26 DE JANEIRO DE 2019
J.J.CAMARGO
NÃO MORRER ANTES DE MORRER
Exceto naqueles momentos de grande introspecção em que consideramos que uma pausa no mundo é a melhor terapia, a solidão e seus silêncios simbolizam o isolamento involuntário, e amargura e ressentimento as suas crias obrigatórias.
Quando um jovem se confessa destruído por uma separação inesperada, e se imagina original no anúncio de que nunca mais amará ninguém, mesmo com as infinitas possibilidades de conquista, penso sempre em viuvez na velhice, quando não há mais ânimo, tempo, saúde ou charme para recomeçar o itinerário da sedução.
Só então se percebe que a nossa vida está presa por amarras muito frágeis. E, de tanto ouvir os idosos se lamentarem, entendi o quanto é verdadeira a sua súplica: "E Deus me ajude que eu morra antes da minha velhinha". A crescente e festejada longevidade tem produzido esses pares avulsos, em que um tem ao outro e a ninguém mais. Comove a percepção de que não importa quantos filhos tenham tido, quem se aventurar a viver demais descobrirá a altura do muro da autonomia, construído pelos tijolos da indiferença, e todos com vidas próprias terão suas justificativas sinceras, porque afinal nem todo dia é Natal.
Chega-se, então, ao ponto de buscar um lar onde os velhos descartados possam compartilhar suas mágoas e multiplicá-las com a repetição de suas histórias de abandono.
Atul Gawande, um cirurgião indiano que sempre viveu em New York e acompanhou com proximidade e afeto a dolorosa despedida do pai, narra no seu maravilhoso livro Os Mortais a saga dessa população, cada vez mais numerosa e exigente.
A proliferação dessas casas de repouso e a inevitável competição entre elas têm impulsionado a criação de modelos de convívio mais digno, evitando que se transformem em depósito de moribundos à espera da libertação. Replicar o ambiente doméstico com a instalação de uma coisa simples, como uma cozinha independente, já é capaz de restaurar o interesse pelo cuidado do seu próprio cantinho, e com isso dar algum sentido ao despertar pela manhã.

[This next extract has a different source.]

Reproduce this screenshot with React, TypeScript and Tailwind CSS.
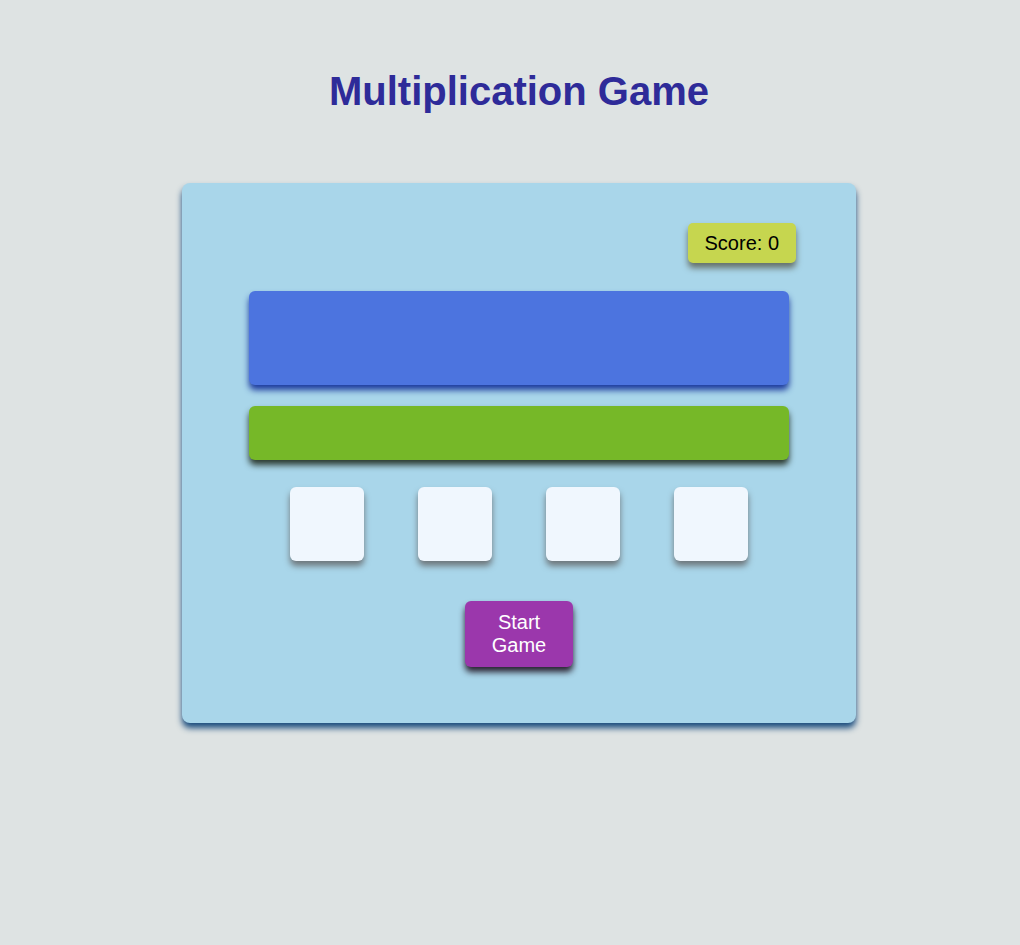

Outros diretores tiveram a ideia de levar alguns animais, cujos cuidados serviriam para mantê-los ocupados. Foi assim que pássaros, cães e gatos passaram a ter função numa grande clínica com dezenas de unidades espalhadas pelos EUA.
Um velhinho identificado como Mister L perdeu a esposa depois de 65 anos de casamento. A depressão que se seguiu era previsível, mas todos ficaram muito preocupados depois de um acidente bizarro em que ele desceu um barranco com a camionete. A polícia sugeriu a possibilidade de tentativa de suicídio, e a família, impossibilitada de vigiá-lo o tempo todo, decidiu interná-lo em um desses lares modernos. Os primeiros dias foram terríveis, porque ele não aceitava comida, nem banho, nem sair da cama.
Parecia determinado a acelerar a chegada da morte. Então decidiram colocar uma gaiola com dois periquitos na mesinha de cabeceira. No dia seguinte, ele, que se mantivera virado para a parede durante uma semana, mudou de decúbito para ficar de frente para os passarinhos. Depois, passou a comentar com a enfermagem as peripécias dos animaizinhos e, na semana seguinte, quando já se sentara para comer, comentou que os pobres cães não podiam ficar encerrados em casa, e passear com eles no quintal era uma coisa que ele poderia fazer para ajudar.
Dois meses depois, estava apto a voltar para casa. A ideia da morte tinha sido transferida. Alguém lhe devolvera a única coisa realmente indispensável à sobrevivência de um solitário: a utilidade.